The union representing players on the US men's football team Tuesday slammed "false accounting" used by US Soccer president Carlos Cordeiro in claiming the federation had paid women players more than men.
Cordeiro made the claim on Monday in an open letter to federation members, with mediation looming in a federal lawsuit brought by players on the women's team that accuses the federation of "institutionalized gender discrimination" that includes inequitable compensation when compared to players on the men's national team.
"This is more of the same from a federation that is constantly in disputes and litigation and focuses on increasing revenue and profits without any idea how to use that money to grow the sport," the men's players' union statement said. "The women's national team players deserve equal pay and are right to pursue a legal remedy from the courts or Congress."
The issue was center stage as the United States triumphed in the Women's World Cup in France in July, chants of "equal pay" raining down on the champions after they defeated the Netherlands in the final.
Lawyers for the women players filed a lawsuit on March 8 demanding equal pay and conditions to their less successful male counterparts.
US lawmakers have proposed legislation that would block federal funding for the 2026 Men's World Cup -- to be hosted jointly by the United States, Mexico and Canada -- until the federation pays its women's national team "fair and equitable wages."

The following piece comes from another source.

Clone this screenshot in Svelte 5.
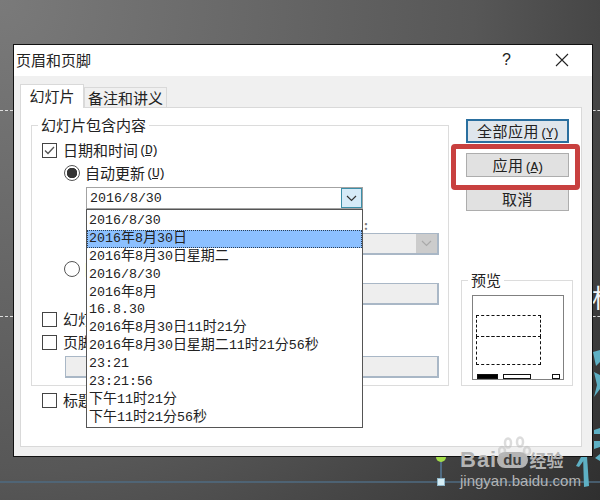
<script>
  const formats = [
    '2016/8/30', '2016年8月30日', '2016年8月30日星期二', '2016/8/30', '2016年8月', '16.8.30',
    '2016年8月30日11时21分', '2016年8月30日星期二11时21分56秒', '23:21', '23:21:56',
    '下午11时21分', '下午11时21分56秒'
  ];
  const selected = 1;
  const parts = (s) => s.match(/[\u4e00-\u9fff]+|[^\u4e00-\u9fff]+/g);
  const isCjk = (s) => /[\u4e00-\u9fff]/.test(s);
</script>

<div class="desktop">
  <i class="guide g1 left"></i>
  <i class="guide g1 right"></i>
  <i class="guide g2 left"></i>
  <i class="guide g2 right"></i>
  <span class="slide-char">标</span>
  <svg class="slide-art" width="600" height="500" viewBox="0 0 600 500">
    <path d="M0 482H600" stroke="#4f6b82" stroke-width="1.500" fill="none"/>
    <path d="M441 460V480" stroke="#4f6b82" stroke-width="2" fill="none"/>
    <path d="M436 457h10a5 5 0 0 1-10 0z" fill="#a4de4a"/>
    <rect x="437.500" y="478.500" width="7" height="7" fill="#d5edf5" stroke="#8fb6c8"/>
    <g fill="#5eb0c4">
      <path d="M593 352l7-2v12l-4 4z"/>
      <path d="M594 372l6 3v14l-6 8 3-12z"/>
      <path d="M594 430l6-2v6h-6zM594 441h6v6l-6 2z"/>
      <path d="M581 457l6-1-8 11-3-1z"/>
      <path d="M583 456h4l2 30-5 1z"/>
      <path d="M595 458l5-4v7z"/>
    </g>
  </svg>

  <div class="watermark">
    <svg class="paw" width="34" height="30" viewBox="0 0 34 30">
      <g fill="none" stroke="#bbb" stroke-width="2.500">
        <ellipse cx="10" cy="7" rx="3" ry="4.500"/>
        <ellipse cx="22" cy="6" rx="3" ry="4.500"/>
        <ellipse cx="4" cy="15" rx="3" ry="4"/>
        <ellipse cx="29" cy="15" rx="3" ry="4"/>
      </g>
    </svg>
    <div class="brand">
      <span class="bai">Bai</span><span class="du">du</span><span class="jy">经验</span>
    </div>
    <div class="url">jingyan.baidu.com</div>
  </div>

  <section class="dialog">
    <header class="titlebar">
      <span class="title">页眉和页脚</span>
      <span class="help">?</span>
      <svg class="close" width="14" height="14" viewBox="0 0 14 14">
        <path d="M1 1l12 12M13 1L1 13" stroke="#222" stroke-width="1.100" fill="none"/>
      </svg>
    </header>

    <nav class="tabs">
      <span class="tab active">幻灯片</span>
      <span class="tab">备注和讲义</span>
    </nav>

    <div class="panel">
      <div class="main">
        <div class="group content">
          <span class="legend">幻灯片包含内容</span>

          <label class="row r1">
            <span class="check on">
              <svg width="11" height="9" viewBox="0 0 11 9"><path d="M1 4.500l3 3 6-6.500" stroke="#555" stroke-width="1.300" fill="none"/></svg>
            </span>
            日期和时间<span class="key">(<u>D</u>)</span>
          </label>

          <label class="row radio-row">
            <span class="radio on"></span>
            自动更新<span class="key">(<u>U</u>)</span>
          </label>

          <div class="combo">
            <span class="combo-value">2016/8/30</span>
            <span class="combo-btn">
              <svg width="11" height="7" viewBox="0 0 11 7"><path d="M1 1l4.500 4.500L10 1" stroke="#333" stroke-width="1.200" fill="none"/></svg>
            </span>
            <ul class="list">
              {#each formats as f, i}
                <li class:sel={i === selected}>{#each parts(f) as p}<span class:cjk={isCjk(p)}>{p}</span>{/each}</li>
              {/each}
            </ul>
          </div>

          <div class="lang-label">语言(国家/地区)(L)<b>:</b></div>
          <div class="field select">
            <span class="select-btn">
              <svg width="11" height="7" viewBox="0 0 11 7"><path d="M1 1l4.500 4.500L10 1" stroke="#a9a9a9" stroke-width="1.200" fill="none"/></svg>
            </span>
          </div>

          <label class="row radio-row r2">
            <span class="radio"></span>
            固定<span class="key">(<u>X</u>)</span>
          </label>
          <div class="field wide"></div>

          <label class="row r3"><span class="check"></span>幻灯片编号<span class="key">(<u>N</u>)</span></label>
          <label class="row r4"><span class="check"></span>页脚<span class="key">(<u>F</u>)</span></label>
          <div class="field footer"></div>
        </div>
        <label class="row notitle"><span class="check"></span>标题幻灯片中不显示<span class="key">(<u>S</u>)</span></label>
      </div>

      <aside class="side">
        <div class="buttons">
          <button class="primary">全部应用<span class="key">(<u>Y</u>)</span></button>
          <button class="apply">应用<span class="key">(<u>A</u>)</span></button>
          <button>取消</button>
          <span class="highlight"></span>
        </div>

        <div class="group preview">
          <span class="legend">预览</span>
          <div class="sheet">
            <div class="dash top"></div>
            <div class="dash bottom"></div>
            <div class="marks">
              <i class="mark date"></i>
              <i class="mark foot"></i>
              <i class="mark num"></i>
            </div>
          </div>
        </div>
      </aside>
    </div>
  </section>
</div>

<style>
  :global(body) {
    margin: 0;
  }
  .desktop {
    position: relative;
    width: 600px;
    height: 500px;
    overflow: hidden;
    background: radial-gradient(circle 790px at 0 0, #7a7a7a 0, #575757 60%, #454545 77%, #2e2e2e 100%);
    font-family: "Noto Sans CJK SC", "Liberation Sans", sans-serif;
    font-size: 15px;
    color: #222;
  }
  .guide {
    position: absolute;
    height: 0;
    border-top: 1px dashed #ddd;
  }
  .guide.left { left: 0; width: 13px; }
  .guide.right { left: 593px; width: 7px; }
  .g1 { top: 110px; }
  .g2 { top: 316px; }
  .slide-char {
    position: absolute;
    left: 592px;
    top: 282px;
    font-size: 26px;
    line-height: 30px;
    color: #f4f4f4;
  }
  .slide-art {
    position: absolute;
    left: 0;
    top: 0;
  }
  .watermark {
    position: absolute;
    left: 460px;
    top: 436px;
    width: 120px;
    z-index: 3;
    color: #b4b4b4;
  }
  .paw {
    position: absolute;
    left: 38px;
    top: 0;
    opacity: 0.5;
  }
  .brand {
    display: flex;
    align-items: center;
    height: 20px;
    margin-top: 14px;
    line-height: 20px;
  }
  .bai {
    font: 700 22px/20px "Liberation Sans", sans-serif;
    letter-spacing: 1px;
  }
  .du {
    margin: 0 2px 0 0;
    padding: 0 6px;
    border-radius: 9px;
    background: #b4b4b4;
    color: #3f3f3f;
    font: 700 15px/16px "Liberation Sans", sans-serif;
  }
  .jy {
    font-size: 17px;
    font-weight: 700;
  }
  .url {
    margin-top: 3px;
    font: 15px/15px "Liberation Sans", sans-serif;
    white-space: nowrap;
  }

  .dialog {
    position: absolute;
    left: 13px;
    top: 44px;
    box-sizing: border-box;
    width: 580px;
    height: 413px;
    border: 1px solid #111;
    background: #f0f0f0;
  }
  .titlebar {
    display: flex;
    align-items: center;
    height: 31px;
    padding: 0 0 2px 2px;
    box-sizing: border-box;
    background: #fff;
  }
  .title {
    flex: 1;
  }
  .help {
    font: 16px "Liberation Sans", sans-serif;
    margin-right: 44px;
  }
  .close {
    margin-right: 23px;
  }
  .tabs {
    display: flex;
    align-items: flex-end;
    height: 31px;
    padding-left: 6px;
  }
  .tab {
    box-sizing: border-box;
    height: 20px;
    width: 83px;
    border: 1px solid #d9d9d9;
    border-bottom: 0;
    background: #f0f0f0;
    text-align: center;
    line-height: 19px;
  }
  .tab.active {
    position: relative;
    z-index: 1;
    width: 64px;
    height: 24px;
    margin-bottom: -1px;
    background: #fff;
    line-height: 21px;
  }
  .panel {
    display: grid;
    grid-template-columns: 418px 112px;
    gap: 12px;
    box-sizing: border-box;
    width: 562px;
    height: 340px;
    margin-left: 6px;
    padding: 17px 0 0 10px;
    border: 1px solid #d9d9d9;
    background: #fff;
  }
  .group {
    position: relative;
    box-sizing: border-box;
    border: 1px solid #dcdcdc;
  }
  .legend {
    position: absolute;
    left: 6px;
    top: -9px;
    padding: 0 3px;
    background: #fff;
    line-height: 16px;
  }
  .content {
    display: flex;
    flex-direction: column;
    height: 261px;
    padding: 15px 9px 0 10px;
  }
  .row {
    display: flex;
    align-items: center;
    height: 18px;
    line-height: 18px;
    white-space: nowrap;
  }
  .key {
    font: 13px "Liberation Mono", monospace;
    letter-spacing: -1.800px;
    margin-left: 1px;
  }
  .check {
    display: inline-flex;
    align-items: center;
    justify-content: center;
    box-sizing: border-box;
    width: 15px;
    height: 15px;
    margin-right: 6px;
    border: 1px solid #444;
    background: #fff;
  }
  .radio {
    box-sizing: border-box;
    width: 16px;
    height: 16px;
    margin-right: 5px;
    border: 1px solid #555;
    border-radius: 50%;
    background: #fff;
  }
  .radio.on {
    background: radial-gradient(circle, #333 0 5px, #fff 5.500px);
  }
  .radio-row {
    margin: 5px 0 0 22px;
  }
  .combo {
    position: relative;
    display: flex;
    align-items: center;
    box-sizing: border-box;
    width: 277px;
    height: 22px;
    margin: 5px 0 0 44px;
    border: 1px solid #a3a3a3;
    background: #fff;
  }
  .combo-value {
    flex: 1;
    padding-left: 3px;
    font: 13.300px "Liberation Mono", monospace;
  }
  .combo-btn {
    display: flex;
    align-items: center;
    justify-content: center;
    box-sizing: border-box;
    width: 21px;
    height: 20px;
    border: 1px solid #3c8fa8;
    background: #d6ebf8;
  }
  .list {
    position: absolute;
    z-index: 2;
    left: -1px;
    top: 21px;
    box-sizing: border-box;
    width: 277px;
    height: 219px;
    margin: 0;
    padding: 2px 0 0;
    list-style: none;
    border: 1px solid #555;
    background: #fff;
  }
  .list li {
    box-sizing: border-box;
    height: 17.900px;
    padding-left: 2px;
    font: 13.300px/17.900px "Liberation Mono", monospace;
    white-space: nowrap;
    overflow: hidden;
  }
  .list .cjk {
    font-family: "Noto Sans CJK SC", sans-serif;
    font-size: 14px;
    line-height: 0;
  }
  .list .sel {
    background: #8cc0ff;
    outline: 1px dotted #2b3f55;
    outline-offset: -1px;
  }
  .lang-label {
    height: 14px;
    margin-top: 9px;
    padding-right: 71px;
    font-size: 12px;
    line-height: 14px;
    text-align: right;
    white-space: nowrap;
    color: #777;
  }
  .lang-label b {
    margin-left: 3px;
  }
  .field {
    box-sizing: border-box;
    height: 22px;
    border: 2px solid #a9b7c6;
    border-width: 1px 2px 2px 1px;
    background: #eee;
  }
  .select {
    display: flex;
    justify-content: flex-end;
    width: 170px;
    margin: 1px 0 0 auto;
  }
  .select-btn {
    display: flex;
    align-items: center;
    justify-content: center;
    width: 21px;
    background: #ccc;
  }
  .r2 {
    margin-top: 5px;
  }
  .wide {
    margin: 5px 0 0 44px;
  }
  .r3, .r4 {
    margin-top: 5px;
  }
  .footer {
    margin: 5px 0 0 23px;
  }
  .notitle {
    margin: 5px 0 0 11px;
  }
  .side {
    display: flex;
    flex-direction: column;
    height: 261px;
  }
  .buttons {
    position: relative;
    display: flex;
    flex-direction: column;
    gap: 10px;
    width: 103px;
    margin: -6px 0 0 5px;
  }
  button {
    box-sizing: border-box;
    height: 24px;
    margin: 0;
    padding: 0;
    border: 1px solid #adadad;
    background: #e1e1e1;
    color: #222;
    font: 15px "Noto Sans CJK SC", sans-serif;
    line-height: 20px;
    letter-spacing: 0.5px;
  }
  .primary {
    border: 2px solid #2a6f9f;
    background: #dfe6ec;
  }
  .highlight {
    position: absolute;
    left: -15px;
    top: 25px;
    box-sizing: border-box;
    width: 129px;
    height: 46px;
    border: 5px solid #c8403f;
    border-radius: 4px;
  }
  .preview {
    height: 106px;
    margin-top: auto;
    padding: 14px 9px 0 10px;
  }
  .sheet {
    box-sizing: border-box;
    width: 92px;
    height: 85px;
    padding: 19px 3px 0;
    border: 1px solid #808080;
  }
  .dash {
    box-sizing: border-box;
    width: 65px;
    border: 1px dashed #111;
  }
  .dash.top {
    height: 22px;
  }
  .dash.bottom {
    height: 29px;
    margin-top: -1px;
  }
  .marks {
    display: flex;
    align-items: center;
    gap: 5px;
    margin: 9px 0 0 1px;
  }
  .mark {
    box-sizing: border-box;
    height: 5px;
    border: 1px solid #111;
  }
  .mark.date { width: 21px; background: #000; }
  .mark.foot { width: 29px; }
  .mark.num { width: 8px; margin-left: 16px; }
  u {
    text-underline-offset: 1px;
  }
</style>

Cordeiro said Monday that, in fact, women players were paid $34.1 million by the federation from 2010 to 2018 in salaries and bonuses -- including National Women's Soccer League salaries for national team members -- while members of the men's national team were paid $26.4 million over the same period.
The figures did not include bonuses received by US Soccer from FIFA for World Cup performances because, Cordeiro said, the federation couldn't be held responsible for the disparity in those sums.
When the bonuses are included, members of the men's team earned a combined $41 million between 2010 and 2018, while the women received $39.7 million.
The women have won back-to-back World Cup titles while the men failed to qualify for the 2018 World Cup in Russia.
Molly Levinson, a spokesperson for the women players, called the figures cited by Cordeiro "utterly false" and said inclusion of the NWSL salaries inflated their compensation.
"Any apples-to-apples comparison shows that the men earn far more than the women," she said.
The men's players' union also said the figures were suspect.
"The Cordeiro letter includes the claim that the USWNT lost $27 million over the past 11 years, but admits that is based on false accounting because the Federation 'traditionally' does not count any of the sponsorship, television, or marketing money the Federation generates from USWNT and USMNT players and their games," the statement said.
"What US sports team makes money if they don't count television, sponsorship and marketing revenue?"